Abstract: The increasingly wide-spread penetration of distributed energy resources (DERs) in distribution networks is creating scenarios where these parts of the grid are gradually becoming important players in electricity generation. However, with DERs proliferation utilities need to ensure that the distribution network can be operated stably, reliably and safely, and at the same time efficiently utilize their capabilities through market participation. Therefore, to be able to carefully orchestrate the dispatch of DERs while ensuring distribution network’s operational requirements are met, an unbalanced AC optimal powerflow problem (ACOPF) has be solved.

Using physics to model the system containing millions of DERs, several thousands of capacitors, regulators and load tap-changers helps utilities to effectively plan, monitor and control their DERs. While unbalanced ACOPF accurately models powerflows, voltage drops, congestion and losses required for decision making, it is a computationally challenging problem to solve because by nature it is nonlinear and non-convex. The scale of the nonlinear program that needs to be solved further complicates the process of finding a (local) solution.

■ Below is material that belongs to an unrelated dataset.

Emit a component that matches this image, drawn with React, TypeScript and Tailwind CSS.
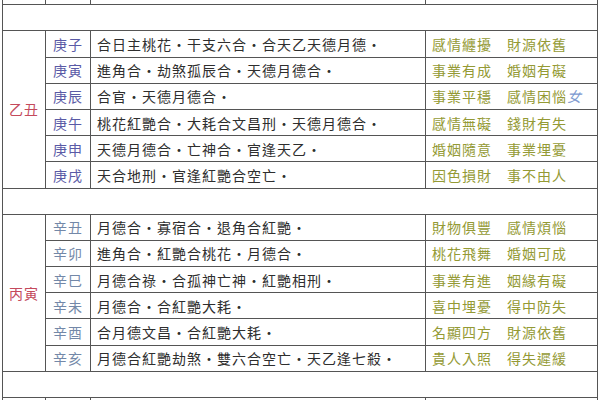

With clever heuristics to prune the network -- thus reducing its size, solver algorithm informed modelling and input data scaling, Opus One’s optimization engine (OE) is currently able to solve real-world problems that have approximately 3 million of variables and equations in about 10 min (on an average), just in time for distribution grid operators to make real-time decisions. However, as the problem size continues to grow for a multitude of reasons, the use of problem decomposition for parallelization while retaining model accuracy becomes important in the future. The talk will concentrate on the current focus for OE and the directions of interest to develop a product for the grid of the future.

Bio: Pranav Bhaswanth Madabhushi is an optimization engineer at Opus One from GE Digital’s DER Optimization Team. He holds a Ph.D. in Chemical Engineering with a specialization in Process Systems Engineering from McMaster University.